[Stated exercise]: Print word for word the first line of the listing below and every line after it, through the line with "FaQuoteLeft, FaScaleBalanced, FaShieldHalved". Leave out the pictures and the rest.

[Collected material]:
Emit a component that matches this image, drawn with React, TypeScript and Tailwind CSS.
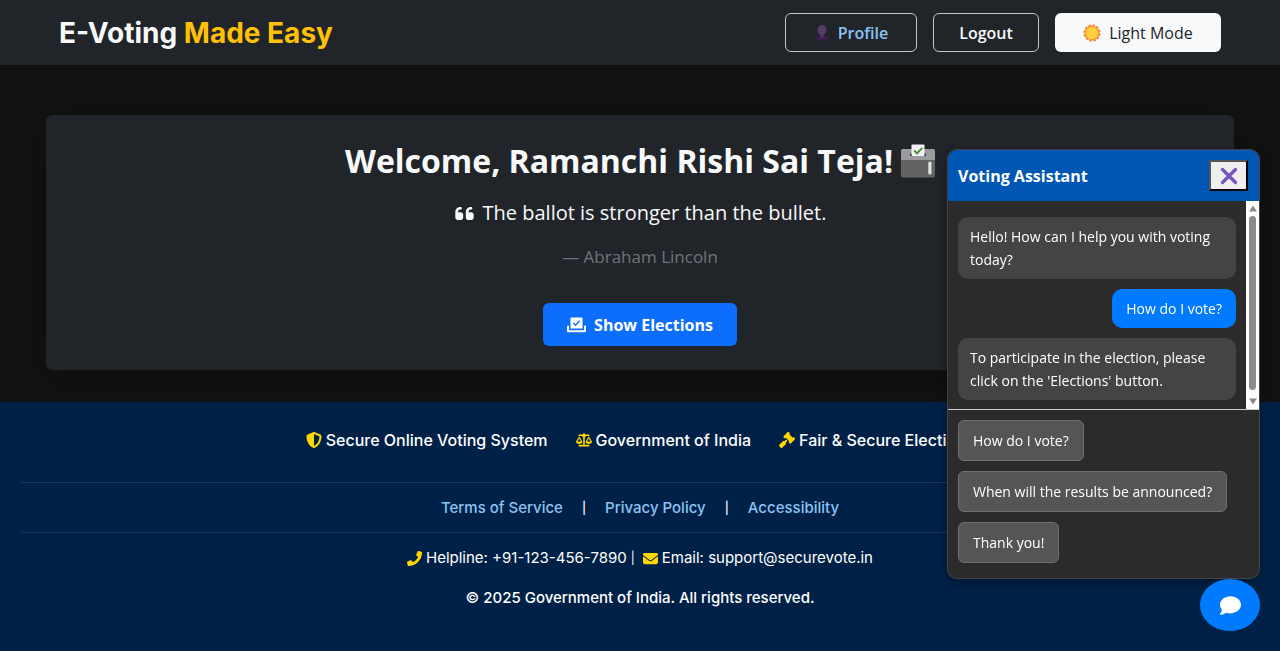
import { FaPhone } from 'react-icons/fa';
import { FaComment, FaEnvelope, FaGavel, FaQuoteLeft, FaScaleBalanced, FaShieldHalved } from 'react-icons/fa6';

const messages = [
  { from: 'bot', text: 'Hello! How can I help you with voting today?' },
  { from: 'user', text: 'How do I vote?' },
  { from: 'bot', text: "To participate in the election, please click on the 'Elections' button." },
];

const quickReplies = ['How do I vote?', 'When will the results be announced?', 'Thank you!'];

function ProfileIcon() {
  return (
    <svg viewBox="0 0 16 16" className="size-4" aria-hidden="true">
      <path d="M.8 15.600c.2-2.400 1.600-4 4.200-4.700l3 3.600 3-3.600c2.600.7 4 2.300 4.200 4.700z" fill="#3a1d4c" />
      <path d="M5.800 8h4.400v3.600L8 14.500l-2.200-2.900z" fill="#4c2d62" />
      <ellipse cx="8" cy="5" rx="4.500" ry="4.900" fill="#593a6d" />
    </svg>
  );
}

function SunIcon() {
  return (
    <svg viewBox="0 0 18 18" className="size-[18px]" aria-hidden="true">
      <circle cx="9" cy="9" r="7.600" fill="none" stroke="#f78a32" strokeWidth="2" strokeDasharray="2.700 1.280" />
      <circle cx="9" cy="9" r="7.300" fill="#f98f35" />
      <circle cx="9" cy="9" r="6.200" fill="#ffcf3f" />
    </svg>
  );
}

function BallotBoxIcon() {
  return (
    <svg viewBox="0 0 34 34" className="size-[34px]" aria-hidden="true">
      <rect x="0" y="5" width="34" height="28.500" rx="2" fill="#636363" />
      <path d="M0 16V7a2 2 0 0 1 2-2h30a2 2 0 0 1 2 2v9z" fill="#9b9b9b" />
      <rect x="9" y="9.500" width="16" height="2.500" rx="1" fill="#1d2340" />
      <rect x="10.500" y="0.500" width="13" height="11.500" rx="0.800" fill="#f4f0f7" />
      <path d="M13.200 6.500l2.800 2.800 5.200-5.500" fill="none" stroke="#44902f" strokeWidth="1.900" />
      <rect x="27.300" y="17.500" width="3.200" height="13" rx="1.500" fill="#e2e2e2" />
    </svg>
  );
}

function BallotIcon() {
  return (
    <svg viewBox="0 0 19 16" className="h-4 w-[19px]" aria-hidden="true">
      <path d="M4.500 .5h10a1 1 0 0 1 1 1V11.500H3.500V1.500a1 1 0 0 1 1-1z" fill="#fff" />
      <path d="M6.300 6l2.300 2.300 4.100-4.500" fill="none" stroke="#0d6efd" strokeWidth="1.400" />
      <path d="M1 9.500v4.300a.5.5 0 0 0 .5.5h16a.5.5 0 0 0 .5-.5V9.500" fill="none" stroke="#fff" strokeWidth="2" strokeLinecap="round" />
    </svg>
  );
}

function Scrollbar() {
  return (
    <div className="flex w-[13px] shrink-0 flex-col items-center bg-white py-1" aria-hidden="true">
      <svg viewBox="0 0 8 7" className="h-[7px] w-2"><path d="M4 .5L8 6.500H0z" fill="#8b8b8b" /></svg>
      <div className="mt-1 mb-2 w-[7px] grow rounded-full bg-[#8b8b8b]" />
      <svg viewBox="0 0 8 7" className="h-[7px] w-2"><path d="M0 .5h8L4 6.500z" fill="#8b8b8b" /></svg>
    </div>
  );
}

export default function App() {
  return (
    <div className="flex min-h-screen flex-col bg-[#121212] font-['Open_Sans','Noto_Sans',sans-serif] text-[#f8f9fa]">
      <header className="flex h-[65px] items-center justify-between bg-[#212529] px-[59px]">
        <h1 className="font-['Inter',sans-serif] text-[28px] leading-none font-bold">
          E-Voting <span className="text-[#ffc107]">Made Easy</span>
        </h1>
        <nav className="flex gap-4 text-base font-semibold">
          <a href="#profile" className="flex h-[39px] w-[132px] items-center justify-center gap-2 rounded-md border border-[#c4c6c8] text-[#8bc4f4]">
            <ProfileIcon /> Profile
          </a>
          <button type="button" className="h-[39px] w-[106px] rounded-md border border-[#c4c6c8]">Logout</button>
          <button type="button" className="flex h-[39px] w-[166px] items-center justify-center gap-2 rounded-md bg-[#f8f9fa] font-medium text-[#212529]">
            <SunIcon /> Light Mode
          </button>
        </nav>
      </header>

      <main className="px-[46px] pt-[50px] pb-8">
        <section className="flex h-[255px] flex-col items-center rounded-md bg-[#212529] pt-6 shadow-[0_8px_48px_rgba(0,0,0,0.25)]">
          <h2 className="flex items-center gap-2 text-[32px] leading-[44px] font-bold">
            Welcome, Ramanchi Rishi Sai Teja! <BallotBoxIcon />
          </h2>
          <p className="mt-[14px] flex items-center gap-2 text-xl leading-8">
            <FaQuoteLeft className="size-[21px]" /> The ballot is stronger than the bullet.
          </p>
          <p className="mt-4 text-[17px] leading-6 text-[#6c757d]">— Abraham Lincoln</p>
          <button type="button" className="mt-[34px] flex h-[43px] w-[194px] items-center justify-center gap-2 rounded-md bg-[#0d6efd] text-base font-bold text-white">
            <BallotIcon /> Show Elections
          </button>
        </section>
      </main>

      <footer className="grow bg-[#002147] px-[21px] pt-[26px] font-['Inter',sans-serif] text-[15px] leading-6 text-white">
        <div className="flex justify-center gap-7 pb-[30px] text-base font-medium">
          <span className="flex items-center gap-1"><FaShieldHalved className="size-4 text-[#ffd700]" />Secure Online Voting System</span>
          <span className="flex items-center gap-1"><FaScaleBalanced className="size-4 text-[#ffd700]" />Government of India</span>
          <span className="flex items-center gap-1"><FaGavel className="size-4 text-[#ffd700]" />Fair &amp; Secure Elections</span>
        </div>
        <nav className="flex h-[51px] items-center justify-center gap-[19px] border-y border-[#1a375a] font-medium">
          <a href="#terms" className="text-[#8bc4f4]">Terms of Service</a>
          <span className="text-xs">|</span>
          <a href="#privacy" className="text-[#8bc4f4]">Privacy Policy</a>
          <span className="text-xs">|</span>
          <a href="#accessibility" className="text-[#8bc4f4]">Accessibility</a>
        </nav>
        <p className="mt-[13px] flex items-center justify-center gap-1">
          <FaPhone className="size-[15px] text-[#ffd700]" />Helpline: +91-123-456-7890 <span className="text-xs">|</span>
          <FaEnvelope className="ml-1 size-[15px] text-[#ffd700]" />Email: support@securevote.in
        </p>
        <p className="mt-4 text-center font-medium">© 2025 Government of India. All rights reserved.</p>
      </footer>

      <aside className="fixed right-5 bottom-[72px] w-[313px] overflow-hidden rounded-[10px] border border-[#444] bg-[#2b2b2b] text-[14px] text-white shadow-[0_4px_12px_rgba(0,0,0,0.3)]">
        <div className="flex h-[51px] items-center justify-between bg-[#0056b3] pr-[11px] pl-[10px]">
          <h3 className="text-base font-bold">Voting Assistant</h3>
          <button type="button" aria-label="Close" className="flex h-[31px] w-[39px] items-center justify-center border-2 border-t-[#555] border-r-black border-b-black border-l-[#555] bg-[#efefef]">
            <svg viewBox="0 0 18 18" className="size-[18px]"><path d="M2.500 2.500l13 13M15.500 2.500l-13 13" stroke="#7657c1" strokeWidth="3.400" strokeLinecap="round" /></svg>
          </button>
        </div>
        <div className="flex h-[209px] border-b border-[#ccc]">
          <div className="flex grow flex-col gap-[10px] px-[10px] pt-4 leading-[23px]">
            {messages.map((m) => (
              <p key={m.text} className={m.from === 'user' ? 'self-end rounded-[10px] bg-[#007bff] px-[14px] py-2' : 'rounded-[10px] bg-[#444] px-3 py-2'}>
                {m.text}
              </p>
            ))}
          </div>
          <Scrollbar />
        </div>
        <div className="flex flex-col items-start gap-[10px] px-[10px] pt-[10px] pb-[15px]">
          {quickReplies.map((q) => (
            <button key={q} type="button" className="h-[41px] rounded-md border border-[#707070] bg-[#555] px-[14px]">{q}</button>
          ))}
        </div>
      </aside>
      <button type="button" aria-label="Open chat" className="fixed right-5 bottom-5 flex h-[52px] w-[60px] items-center justify-center rounded-[50%] bg-[#007bff] text-white">
        <FaComment className="size-[21px]" />
      </button>
    </div>
  );
}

[Expected answer]:
Emit a component that matches this image, drawn with React, TypeScript and Tailwind CSS.
import { FaPhone } from 'react-icons/fa';
import { FaComment, FaEnvelope, FaGavel, FaQuoteLeft, FaScaleBalanced, FaShieldHalved } from 'react-icons/fa6';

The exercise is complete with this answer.